TASK PROMPT
Each line of the material below should be reproduced exactly.
* Start SOURCE RECORDS *
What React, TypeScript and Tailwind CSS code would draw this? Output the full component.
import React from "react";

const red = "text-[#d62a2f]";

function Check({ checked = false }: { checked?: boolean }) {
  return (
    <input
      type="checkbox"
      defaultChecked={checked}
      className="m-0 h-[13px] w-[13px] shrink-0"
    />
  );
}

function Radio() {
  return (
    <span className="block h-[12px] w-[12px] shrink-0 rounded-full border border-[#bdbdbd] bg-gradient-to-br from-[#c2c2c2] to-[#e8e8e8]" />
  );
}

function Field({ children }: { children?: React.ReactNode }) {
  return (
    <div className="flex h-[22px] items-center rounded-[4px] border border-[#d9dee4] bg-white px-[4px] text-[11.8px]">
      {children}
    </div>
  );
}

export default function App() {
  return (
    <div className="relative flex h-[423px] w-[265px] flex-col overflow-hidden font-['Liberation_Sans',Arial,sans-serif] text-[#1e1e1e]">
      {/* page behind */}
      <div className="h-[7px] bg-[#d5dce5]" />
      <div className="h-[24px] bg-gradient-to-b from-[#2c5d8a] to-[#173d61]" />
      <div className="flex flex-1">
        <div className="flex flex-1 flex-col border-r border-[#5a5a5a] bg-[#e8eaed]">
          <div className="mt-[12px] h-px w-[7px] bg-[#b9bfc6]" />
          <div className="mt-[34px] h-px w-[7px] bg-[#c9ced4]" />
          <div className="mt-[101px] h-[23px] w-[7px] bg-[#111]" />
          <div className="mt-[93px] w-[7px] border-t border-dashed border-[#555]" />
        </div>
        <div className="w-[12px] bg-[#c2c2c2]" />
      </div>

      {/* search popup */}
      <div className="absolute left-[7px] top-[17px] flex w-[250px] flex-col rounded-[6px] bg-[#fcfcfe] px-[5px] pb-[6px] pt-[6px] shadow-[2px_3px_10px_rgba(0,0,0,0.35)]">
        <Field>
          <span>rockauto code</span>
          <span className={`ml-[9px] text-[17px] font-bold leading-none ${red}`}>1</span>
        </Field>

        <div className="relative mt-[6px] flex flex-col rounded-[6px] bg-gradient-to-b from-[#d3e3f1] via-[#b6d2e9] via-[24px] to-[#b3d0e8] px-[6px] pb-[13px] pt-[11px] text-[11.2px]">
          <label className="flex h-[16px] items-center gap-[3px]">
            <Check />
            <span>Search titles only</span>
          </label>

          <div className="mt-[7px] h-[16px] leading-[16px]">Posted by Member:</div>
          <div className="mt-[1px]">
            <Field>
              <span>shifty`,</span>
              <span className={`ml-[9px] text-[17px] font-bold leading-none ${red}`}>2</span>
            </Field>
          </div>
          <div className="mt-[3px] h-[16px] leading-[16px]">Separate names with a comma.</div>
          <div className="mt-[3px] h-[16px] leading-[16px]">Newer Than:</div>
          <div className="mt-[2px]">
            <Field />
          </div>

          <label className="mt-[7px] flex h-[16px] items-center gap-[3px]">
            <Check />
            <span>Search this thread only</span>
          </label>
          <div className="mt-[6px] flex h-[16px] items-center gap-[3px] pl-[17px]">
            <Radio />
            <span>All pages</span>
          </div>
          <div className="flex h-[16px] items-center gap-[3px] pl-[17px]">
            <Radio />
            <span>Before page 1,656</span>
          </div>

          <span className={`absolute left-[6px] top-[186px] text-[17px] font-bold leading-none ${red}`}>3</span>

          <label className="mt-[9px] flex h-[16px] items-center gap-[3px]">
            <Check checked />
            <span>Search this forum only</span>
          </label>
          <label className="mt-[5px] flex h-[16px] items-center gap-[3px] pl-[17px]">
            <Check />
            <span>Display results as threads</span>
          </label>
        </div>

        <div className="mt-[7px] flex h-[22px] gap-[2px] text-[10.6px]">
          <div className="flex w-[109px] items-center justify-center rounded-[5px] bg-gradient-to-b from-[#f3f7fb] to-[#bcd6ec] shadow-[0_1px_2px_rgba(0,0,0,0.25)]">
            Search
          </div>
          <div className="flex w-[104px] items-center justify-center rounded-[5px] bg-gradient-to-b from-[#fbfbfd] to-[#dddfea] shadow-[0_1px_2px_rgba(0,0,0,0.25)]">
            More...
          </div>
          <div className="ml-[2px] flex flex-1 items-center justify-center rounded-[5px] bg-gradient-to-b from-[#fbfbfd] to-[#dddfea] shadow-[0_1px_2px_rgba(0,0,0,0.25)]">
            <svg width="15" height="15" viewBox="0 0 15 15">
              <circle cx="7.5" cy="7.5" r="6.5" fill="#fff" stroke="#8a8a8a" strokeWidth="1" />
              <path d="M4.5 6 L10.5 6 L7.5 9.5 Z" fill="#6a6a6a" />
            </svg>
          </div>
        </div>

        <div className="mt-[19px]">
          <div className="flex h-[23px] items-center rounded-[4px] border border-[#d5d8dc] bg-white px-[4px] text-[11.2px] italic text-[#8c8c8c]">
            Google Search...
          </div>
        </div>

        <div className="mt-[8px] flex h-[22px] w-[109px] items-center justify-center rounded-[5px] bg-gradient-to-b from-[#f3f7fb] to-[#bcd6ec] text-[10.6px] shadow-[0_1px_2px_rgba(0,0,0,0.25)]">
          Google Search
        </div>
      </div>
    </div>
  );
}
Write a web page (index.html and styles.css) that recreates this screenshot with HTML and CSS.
* End SOURCE RECORDS *
ANSWER TO THIS PROBLEM
What React, TypeScript and Tailwind CSS code would draw this? Output the full component.
import React from "react";

const red = "text-[#d62a2f]";

function Check({ checked = false }: { checked?: boolean }) {
  return (
    <input
      type="checkbox"
      defaultChecked={checked}
      className="m-0 h-[13px] w-[13px] shrink-0"
    />
  );
}

function Radio() {
  return (
    <span className="block h-[12px] w-[12px] shrink-0 rounded-full border border-[#bdbdbd] bg-gradient-to-br from-[#c2c2c2] to-[#e8e8e8]" />
  );
}

function Field({ children }: { children?: React.ReactNode }) {
  return (
    <div className="flex h-[22px] items-center rounded-[4px] border border-[#d9dee4] bg-white px-[4px] text-[11.8px]">
      {children}
    </div>
  );
}

export default function App() {
  return (
    <div className="relative flex h-[423px] w-[265px] flex-col overflow-hidden font-['Liberation_Sans',Arial,sans-serif] text-[#1e1e1e]">
      {/* page behind */}
      <div className="h-[7px] bg-[#d5dce5]" />
      <div className="h-[24px] bg-gradient-to-b from-[#2c5d8a] to-[#173d61]" />
      <div className="flex flex-1">
        <div className="flex flex-1 flex-col border-r border-[#5a5a5a] bg-[#e8eaed]">
          <div className="mt-[12px] h-px w-[7px] bg-[#b9bfc6]" />
          <div className="mt-[34px] h-px w-[7px] bg-[#c9ced4]" />
          <div className="mt-[101px] h-[23px] w-[7px] bg-[#111]" />
          <div className="mt-[93px] w-[7px] border-t border-dashed border-[#555]" />
        </div>
        <div className="w-[12px] bg-[#c2c2c2]" />
      </div>

      {/* search popup */}
      <div className="absolute left-[7px] top-[17px] flex w-[250px] flex-col rounded-[6px] bg-[#fcfcfe] px-[5px] pb-[6px] pt-[6px] shadow-[2px_3px_10px_rgba(0,0,0,0.35)]">
        <Field>
          <span>rockauto code</span>
          <span className={`ml-[9px] text-[17px] font-bold leading-none ${red}`}>1</span>
        </Field>

        <div className="relative mt-[6px] flex flex-col rounded-[6px] bg-gradient-to-b from-[#d3e3f1] via-[#b6d2e9] via-[24px] to-[#b3d0e8] px-[6px] pb-[13px] pt-[11px] text-[11.2px]">
          <label className="flex h-[16px] items-center gap-[3px]">
            <Check />
            <span>Search titles only</span>
          </label>

          <div className="mt-[7px] h-[16px] leading-[16px]">Posted by Member:</div>
          <div className="mt-[1px]">
            <Field>
              <span>shifty`,</span>
              <span className={`ml-[9px] text-[17px] font-bold leading-none ${red}`}>2</span>
            </Field>
          </div>
          <div className="mt-[3px] h-[16px] leading-[16px]">Separate names with a comma.</div>
          <div className="mt-[3px] h-[16px] leading-[16px]">Newer Than:</div>
          <div className="mt-[2px]">
            <Field />
          </div>

          <label className="mt-[7px] flex h-[16px] items-center gap-[3px]">
            <Check />
            <span>Search this thread only</span>
          </label>
          <div className="mt-[6px] flex h-[16px] items-center gap-[3px] pl-[17px]">
            <Radio />
            <span>All pages</span>
          </div>
          <div className="flex h-[16px] items-center gap-[3px] pl-[17px]">
            <Radio />
            <span>Before page 1,656</span>
          </div>

          <span className={`absolute left-[6px] top-[186px] text-[17px] font-bold leading-none ${red}`}>3</span>

          <label className="mt-[9px] flex h-[16px] items-center gap-[3px]">
            <Check checked />
            <span>Search this forum only</span>
          </label>
          <label className="mt-[5px] flex h-[16px] items-center gap-[3px] pl-[17px]">
            <Check />
            <span>Display results as threads</span>
          </label>
        </div>

        <div className="mt-[7px] flex h-[22px] gap-[2px] text-[10.6px]">
          <div className="flex w-[109px] items-center justify-center rounded-[5px] bg-gradient-to-b from-[#f3f7fb] to-[#bcd6ec] shadow-[0_1px_2px_rgba(0,0,0,0.25)]">
            Search
          </div>
          <div className="flex w-[104px] items-center justify-center rounded-[5px] bg-gradient-to-b from-[#fbfbfd] to-[#dddfea] shadow-[0_1px_2px_rgba(0,0,0,0.25)]">
            More...
          </div>
          <div className="ml-[2px] flex flex-1 items-center justify-center rounded-[5px] bg-gradient-to-b from-[#fbfbfd] to-[#dddfea] shadow-[0_1px_2px_rgba(0,0,0,0.25)]">
            <svg width="15" height="15" viewBox="0 0 15 15">
              <circle cx="7.5" cy="7.5" r="6.5" fill="#fff" stroke="#8a8a8a" strokeWidth="1" />
              <path d="M4.5 6 L10.5 6 L7.5 9.5 Z" fill="#6a6a6a" />
            </svg>
          </div>
        </div>

        <div className="mt-[19px]">
          <div className="flex h-[23px] items-center rounded-[4px] border border-[#d5d8dc] bg-white px-[4px] text-[11.2px] italic text-[#8c8c8c]">
            Google Search...
          </div>
        </div>

        <div className="mt-[8px] flex h-[22px] w-[109px] items-center justify-center rounded-[5px] bg-gradient-to-b from-[#f3f7fb] to-[#bcd6ec] text-[10.6px] shadow-[0_1px_2px_rgba(0,0,0,0.25)]">
          Google Search
        </div>
      </div>
    </div>
  );
}
Write a web page (index.html and styles.css) that recreates this screenshot with HTML and CSS.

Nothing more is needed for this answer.